The Short Answer: Yes — and That's the Point
Most parents assume their child needs some kind of science foundation before enrolling in a pre-med program. A biology course. A first-aid certification. Something.
They don't.
Future Doctors' Junior Doctors Program is built for students who are curious about medicine, not students who already know it. In fact, the entire teaching model depends on students not knowing the answer in advance.
Why No Background Is Actually Better
The program uses case-based learning — the same method used in medical schools at Harvard, Johns Hopkins, and Stanford. Students are given a patient scenario and asked to figure out what's happening. They don't memorise facts from a textbook. They discover them because the case demands it.
When a student reads that a patient has a fever of 38.9°C and neck stiffness, they don't need to know what meningitis is. They need to ask: "What could cause these symptoms together?" That question — and the reasoning process it triggers — is the entire curriculum.

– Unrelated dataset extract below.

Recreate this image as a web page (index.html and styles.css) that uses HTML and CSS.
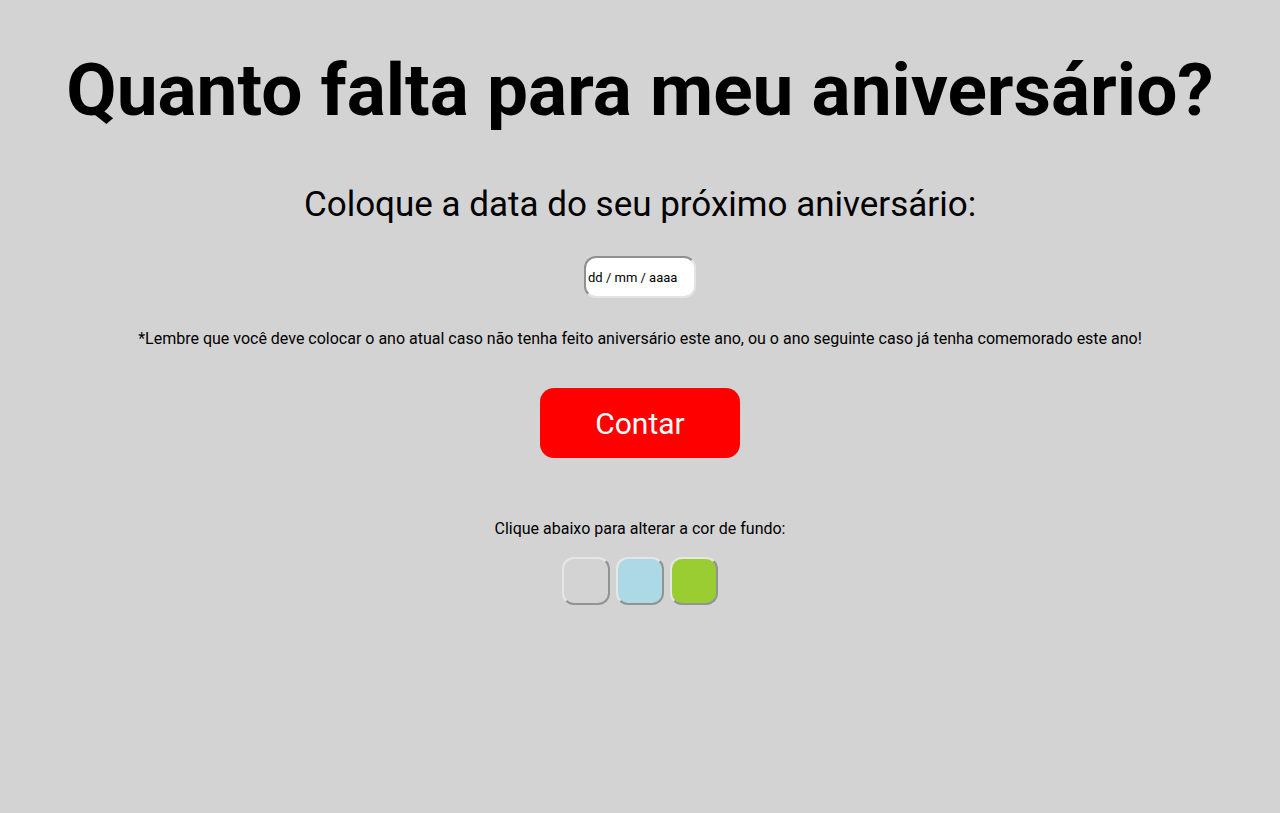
FILE: index.html
```html
<!DOCTYPE html>
<html lang="pt-BR">
<head>
<meta charset="utf-8">
<title>Quanto falta para meu aniversário?</title>
<link rel="stylesheet" href="styles.css">
</head>
<body>
<main class="page">
  <h1 class="title">Quanto falta para meu aniversário?</h1>
  <h2 class="subtitle">Coloque a data do seu próximo aniversário:</h2>
  <input class="date-input" type="text" placeholder="dd / mm / aaaa">
  <p class="note">*Lembre que você deve colocar o ano atual caso não tenha feito aniversário este ano, ou o ano seguinte caso já tenha comemorado este ano!</p>
  <button class="count-btn" type="button">Contar</button>
  <p class="bg-label">Clique abaixo para alterar a cor de fundo:</p>
  <div class="swatches">
    <button class="swatch swatch-grey" type="button" aria-label="cinza"></button>
    <button class="swatch swatch-blue" type="button" aria-label="azul"></button>
    <button class="swatch swatch-green" type="button" aria-label="verde"></button>
  </div>
</main>
</body>
</html>
```
FILE: styles.css
```css
html, body {
  margin: 0;
  padding: 0;
}
body {
  background: #d3d3d3;
  font-family: Roboto, "Liberation Sans", sans-serif;
  color: #000;
}
.page {
  display: flex;
  flex-direction: column;
  align-items: center;
  text-align: center;
  padding-top: 47px;
}
.title {
  margin: 0;
  font-size: 73px;
  font-weight: 700;
  line-height: 86px;
}
.subtitle {
  margin: 51px 0 0;
  font-size: 35px;
  font-weight: 400;
  line-height: 41px;
}
.date-input {
  margin-top: 31px;
  box-sizing: border-box;
  width: 112px;
  height: 42px;
  padding: 0 0 0 2px;
  border: 2px solid #e4e4e4;
  border-top-color: #8f8f8f;
  border-left-color: #8f8f8f;
  border-radius: 12px;
  background: #fff;
  font-family: Roboto, "Liberation Sans", sans-serif;
  font-size: 13px;
  color: #000;
  outline: none;
}
.date-input::placeholder {
  color: #000;
  opacity: 1;
}
.note {
  margin: 31px 0 0;
  font-size: 16px;
  line-height: 19px;
}
.count-btn {
  margin-top: 40px;
  width: 200px;
  height: 70px;
  border: none;
  border-radius: 14px;
  background: #ff0000;
  color: #fff;
  font-family: Roboto, "Liberation Sans", sans-serif;
  font-size: 30px;
}
.bg-label {
  margin: 61px 0 0;
  font-size: 16px;
  line-height: 19px;
}
.swatches {
  display: flex;
  gap: 6px;
  margin-top: 19px;
}
.swatch {
  box-sizing: border-box;
  width: 48px;
  height: 48px;
  padding: 0;
  border: 2px solid #e6e6e6;
  border-right-color: #939393;
  border-bottom-color: #939393;
  border-radius: 12px;
}
.swatch-grey { background: #d3d3d3; }
.swatch-blue { background: #add8e6; }
.swatch-green { background: #9acd32; }
```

A student who walks in knowing nothing about white blood cells will learn what they are in Week 2, because the lab results arrive and they need to understand them to move forward. That's learning in context. It sticks.
What We Actually Look For
We don't screen for science grades. We look for:
- Curiosity — Does your child ask "why" and "how" questions?
- Willingness to be wrong — Every case arc is designed so students form a wrong hypothesis first. The correction is where the deepest learning happens.
- Engagement — Can they participate in a group discussion? Listen to others? Change their mind when new evidence appears?
What Parents Tell Us
The most common feedback we receive from parents is: "My child had no interest in science before this. Now they won't stop talking about differential diagnoses at dinner."
That's the design working. We don't teach science and hope it leads to medicine. We put students inside medicine and let science become relevant.
The Bottom Line
If your child is curious about medicine, the body, diseases, or how doctors think — they're ready. Everything else, we teach.